The Rugby Championship is perceived as less prestigious than the World Cup and Bledisloe Cup.
New Zealand Rugby’s focus on the Greatest Rivalry Tour with South Africa diminishes its importance.
Winning the Championship is a tougher challenge, highlighting the All Blacks’ overall health and performance.
The Rugby Championship just can’t seem to get anyone to love it or even care who wins it. It’s almost as if it’s Prince Harry to the Bledisloe Cup’s Prince William – a spare trophy that only really becomes of interest or of value if the other isoff limits or locked away.
For the Southern Hemisphere rugby public – or maybe it’s just New Zealanders – to hold the Rugby Championship in relatively low regard seems weirdly dismissive and almost disdainful.
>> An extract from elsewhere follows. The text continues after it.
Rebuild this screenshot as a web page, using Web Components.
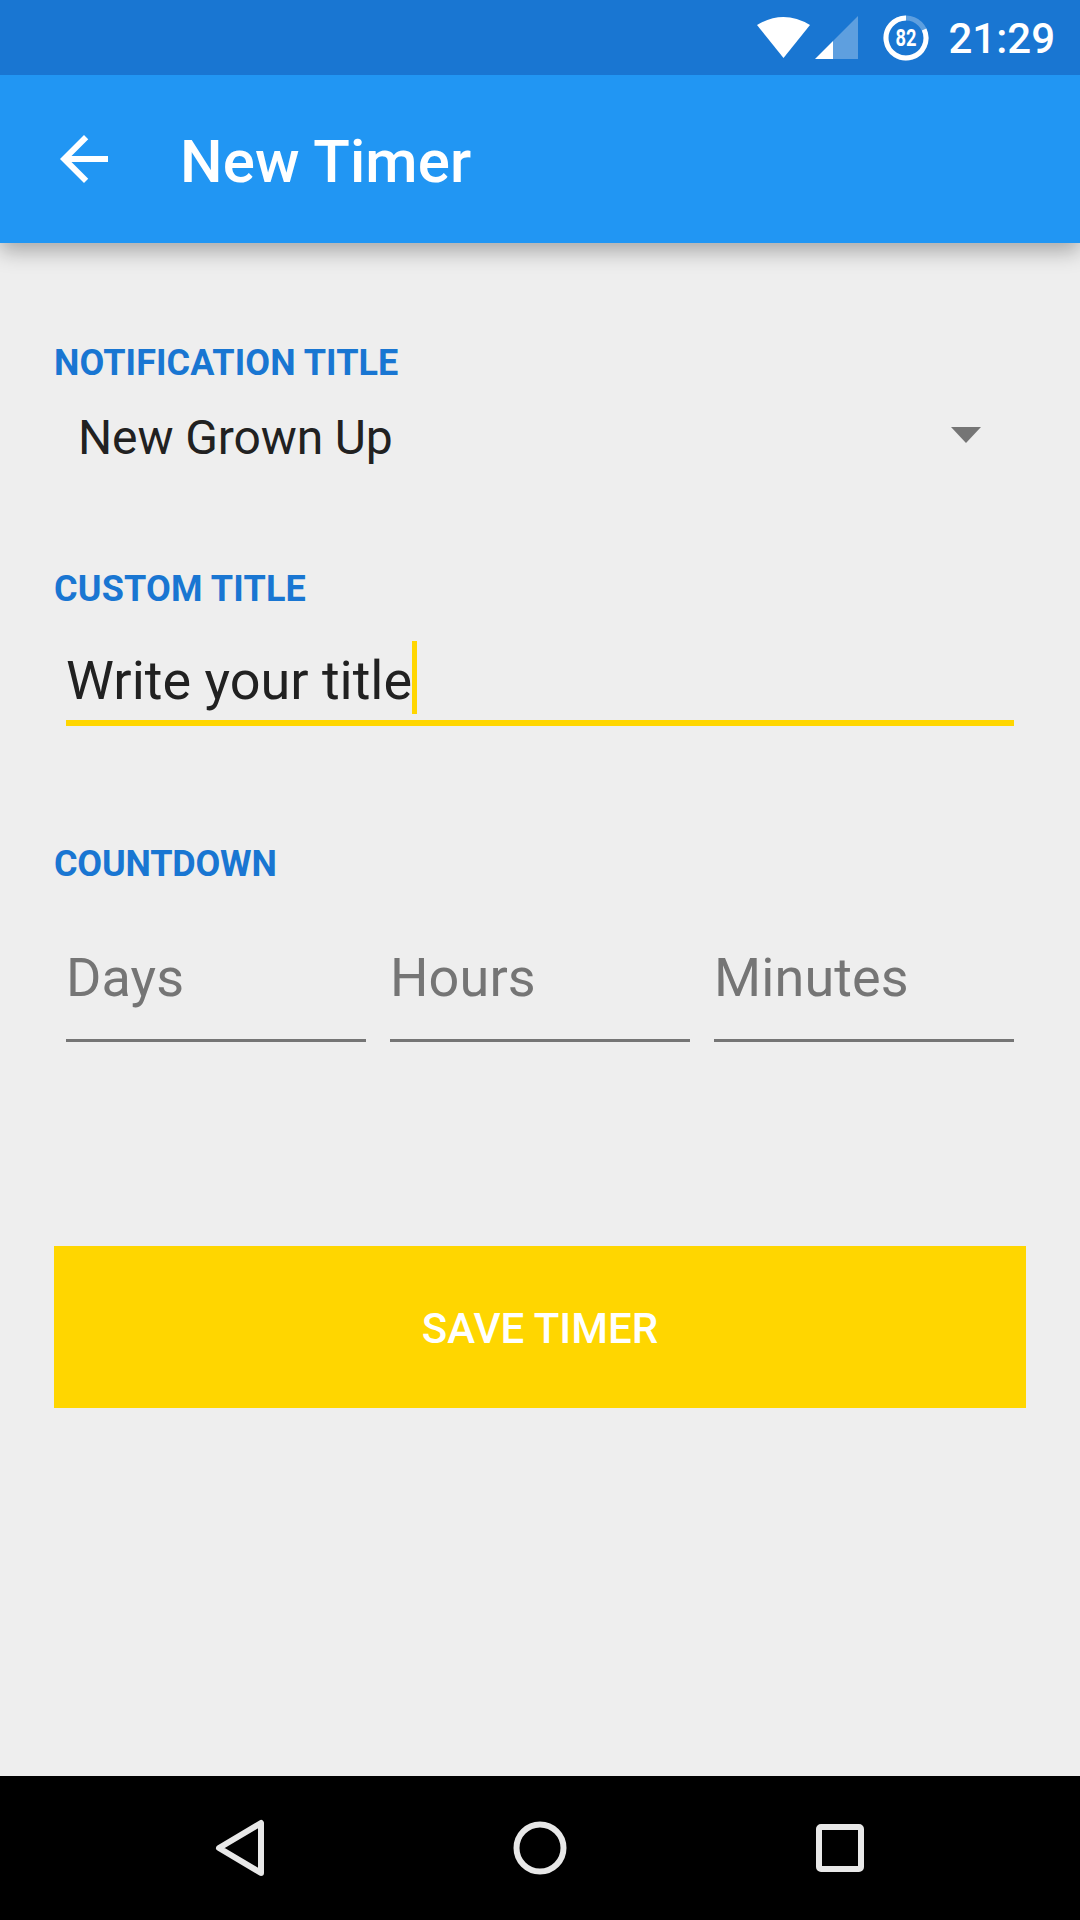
<!DOCTYPE html>
<html>
<head>
<meta charset="utf-8">
<title>New Timer</title>
<style>
    html, body { margin: 0; padding: 0; background: #eeeeee; }
    body { font-family: Roboto, "Liberation Sans", sans-serif; }
</style>
</head>
<body>
<timer-screen>
    <status-bar slot="top"></status-bar>
    <app-toolbar slot="top">New Timer</app-toolbar>

    <form-label style="margin-top: 101px">NOTIFICATION TITLE</form-label>
    <spinner-field>New Grown Up</spinner-field>

    <form-label style="margin-top: 88px; letter-spacing: 0.17px">CUSTOM TITLE</form-label>
    <text-field focused>Write your title</text-field>

    <form-label style="margin-top: 119px; letter-spacing: -0.2px">COUNTDOWN</form-label>
    <div style="display: flex; gap: 24px; margin: 58px 66px 0">
        <text-field hint>Days</text-field>
        <text-field hint>Hours</text-field>
        <text-field hint>Minutes</text-field>
    </div>

    <primary-button style="margin-top: 204px">SAVE TIMER</primary-button>

    <nav-bar slot="bottom"></nav-bar>
</timer-screen>

<script>
// 页面骨架
customElements.define("timer-screen", class extends HTMLElement {
    constructor() {
        super();
        this.attachShadow({ mode: "open" }).innerHTML = `
<style>
    :host { display: flex; flex-direction: column; width: 1080px; height: 1920px; background: #eeeeee; overflow: hidden; }
    main { flex: 1; display: flex; flex-direction: column; }
</style>
<slot name="top"></slot>
<main><slot></slot></main>
<slot name="bottom"></slot>`;
    }
});

// 状态栏
customElements.define("status-bar", class extends HTMLElement {
    constructor() {
        super();
        this.attachShadow({ mode: "open" }).innerHTML = `
<style>
    :host { display: flex; align-items: center; justify-content: flex-end; height: 75px; background: #1976d2; color: #fff; padding-right: 25px; position: relative; z-index: 3; }
    svg { display: block; flex: none; }
    .time { font-size: 42px; font-weight: 500; margin: 2px 0 0 19px; }
    text { font-family: Roboto, sans-serif; }
</style>
<svg width="54" height="42" viewBox="0 0 54 42" style="margin-top:1px"><path d="M0 8 Q26.5 -8 53 8 L26.5 41 Z" fill="#fff"/></svg>
<svg width="44" height="44" viewBox="0 0 44 44" style="margin-left:4px; margin-top:1px">
    <path d="M43 0 V43 H18 V25 Z" fill="#fff" fill-opacity="0.3"/>
    <path d="M0 43 L18 25 V43 Z" fill="#fff"/>
</svg>
<svg width="46" height="46" viewBox="0 0 46 46" style="margin-left:24px">
    <circle cx="23" cy="23" r="20" fill="none" stroke="#fff" stroke-opacity="0.3" stroke-width="5"/>
    <path d="M23 3 A20 20 0 1 0 41.1 14.5" fill="none" stroke="#fff" stroke-width="5"/>
    <text x="23" y="31" font-size="23" font-weight="700" fill="#fff" text-anchor="middle" textLength="21" lengthAdjust="spacingAndGlyphs">82</text>
</svg>
<span class="time">21:29</span>`;
    }
});

// 标题栏
customElements.define("app-toolbar", class extends HTMLElement {
    constructor() {
        super();
        this.attachShadow({ mode: "open" }).innerHTML = `
<style>
    :host { display: flex; align-items: center; height: 168px; background: #2196f3; color: #fff; box-shadow: 0 8px 20px rgba(0,0,0,0.3); position: relative; z-index: 2; }
    svg { display: block; margin-left: 48px; flex: none; }
    .title { margin: 4px 0 0 60px; font-size: 60px; font-weight: 500; letter-spacing: 0.12px; }
</style>
<svg width="72" height="72" viewBox="0 0 24 24"><path fill="#fff" d="M20 11H7.83l5.59-5.59L12 4l-8 8 8 8 1.41-1.41L7.83 13H20v-2z"/></svg>
<span class="title"><slot></slot></span>`;
    }
});

// 分组标题
customElements.define("form-label", class extends HTMLElement {
    constructor() {
        super();
        this.attachShadow({ mode: "open" }).innerHTML = `
<style>
    :host { display: block; margin-left: 54px; font-size: 36px; line-height: 38px; font-weight: 700; color: #1976d2; letter-spacing: 0.07px; }
</style>
<slot></slot>`;
    }
});

// 下拉框
customElements.define("spinner-field", class extends HTMLElement {
    constructor() {
        super();
        this.attachShadow({ mode: "open" }).innerHTML = `
<style>
    :host { display: flex; align-items: center; justify-content: space-between; height: 90px; margin: 10px 99px 0 78px; font-size: 48px; color: #212121; letter-spacing: -0.12px; }
    i { display: block; width: 0; height: 0; margin-bottom: 5px; border-left: 15px solid transparent; border-right: 15px solid transparent; border-top: 16px solid #757575; }
</style>
<span><slot></slot></span>
<i></i>`;
    }
});

// 输入框
customElements.define("text-field", class extends HTMLElement {
    constructor() {
        super();
        this.attachShadow({ mode: "open" }).innerHTML = `
<style>
    :host { display: block; flex: 1; font-size: 54px; color: #212121; }
    :host([focused]) { flex: none; margin: 33px 66px 0; }
    :host([hint]) { color: #757575; letter-spacing: 0.1px; }
    .box { display: flex; align-items: flex-start; height: 73px; padding-bottom: 25px; border-bottom: 3px solid #757575; }
    :host([focused]) .box { padding-bottom: 6px; border-bottom: 6px solid #ffd600; }
    span { display: block; height: 73px; line-height: 73px; }
    :host([focused]) span { line-height: 79px; }
    i { display: none; width: 5px; height: 73px; background: #ffd600; }
    :host([focused]) i { display: block; }
</style>
<div class="box"><span><slot></slot></span><i></i></div>`;
    }
});

// 保存按钮
customElements.define("primary-button", class extends HTMLElement {
    constructor() {
        super();
        this.attachShadow({ mode: "open" }).innerHTML = `
<style>
    :host { display: flex; align-items: center; justify-content: center; box-sizing: border-box; height: 162px; margin: 0 54px; padding-top: 2px; background: #ffd600; color: #fff; font-size: 42px; font-weight: 500; }
</style>
<slot></slot>`;
    }
});

// 底部导航
customElements.define("nav-bar", class extends HTMLElement {
    constructor() {
        super();
        this.attachShadow({ mode: "open" }).innerHTML = `
<style>
    :host { display: block; height: 144px; background: #000; }
    svg { display: block; }
</style>
<svg width="1080" height="144" viewBox="0 0 1080 144" fill="none" stroke="#e8e8e8" stroke-width="6" stroke-linejoin="round">
    <path d="M261 47 V97 L219 72 Z"/>
    <circle cx="540" cy="72" r="23.5"/>
    <rect x="819" y="51" width="42" height="42" rx="2"/>
</svg>`;
    }
});
</script>
</body>
</html>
Yet it’s not all that surprising.
Not surprising because the All Blacks have always been public about their trophy hierarchy, which they say (in order of importance) goes: World Cup, Bledisloe Cup, Rugby Championship.
While New Zealand Rugby has only intensified the demise of the Rugby Championship by effectively killing it next year and in 2030 to instead play the Greatest Rivalry Tour with South Africa.
The public can hardly be expected to care about the Rugby Championship when it’s been given such short shrift from players and administrators and sold more as an inconvenience than a top-tier tournament.
But while it is never going to be afforded the same prestige or depth of respect as the Bledisloe Cup, it has been and continues to be, a much better indicator by which to assess the overall health of the All Blacks.
All Blacks perform their haka before facing the world champion Springboks. Photo / SmartFrame
It’s surely patent that winning a six-game tournament featuring the world’s No 1 team as well as the world numbers 3, 6 and 7 is significantly harder than the All Blacks effectively managing to beat the Wallabies at home each year.
There seems no logical or credible way the achievement of winning the Rugby Championship could be deemed inferior to retaining the Bledisloe in the same way obtaining a PhD in nuclear physics can’t be seen in the same light as graduating with a degree in media studies.
The Wallabies are a much-improved team and the point of this comparison is to not degrade the achievement of beating them or cast Australia in an unflattering light, but to elevate in the public consciousness the difficulty of winning the Rugby Championship.
The Rugby Championship doesn’t have the same glitz and glamour as the Six Nations – it can’t match the depth of intensity each much generates in Europe where travelling fans create an entirely different atmosphere.
But if the raw logistics of each are fairly compared, the Rugby Championship comes out as the harder assignment. It’s six games played in nine weeks, as opposed to the Six Nations which is five played in seven.
The extra game typically means the Rugby Championship tests the depth of each country more than the Six Nations does, while the additional travel component in the Southern Hemisphere – there is no long-haul flying required in Europe – adds another level of squad management again.
The biggest difference, though, is that the Rugby Championship doesn’t come with any soft outs the way the Six Nations currently does.
Comparatively, the Six Nations houses Wales, who currently sit 12th in the rankings and have only won once since the 2023 World Cup, and Italy, who are ranked 10th.
The public perception and marketing spin about the Rugby Championship is madly out of whack, and as the last round approaches, there needs to be a serious rethink about what level of importance should be attached to the tournament and what it says about the All Blacks that they are in danger of not winning it again?
Since the introduction of Argentina in 2012 – which turned the Tri-Nations into the Rugby Championship – the All Blacks have won the title nine times, Australia once and South Africa twice (it wasn’t played in 2020).
Last season was the only time, however, that the All Blacks didn’t win in a non-World Cup year – the competition was truncated in 2015, 2019 and 2023 to accommodate the global tournament – and that served as a landmark of sorts as it fairly illustrated that a gap had opened between New Zealand and South Africa.
The All Blacks won just three of their six Rugby Championship tests last year – their lowest return in history – and while they could potentially win four this year, and be crowned champions if they win in Perth and South Africa lose in London, the probability of the Springboks retaining their title is greater.
A second season without winning the Rugby Championship would only intensify concerns that the All Blacks are tracking in the wrong direction and that the Bledisloe needs to be usurped as the best marker of New Zealand’s rugby health.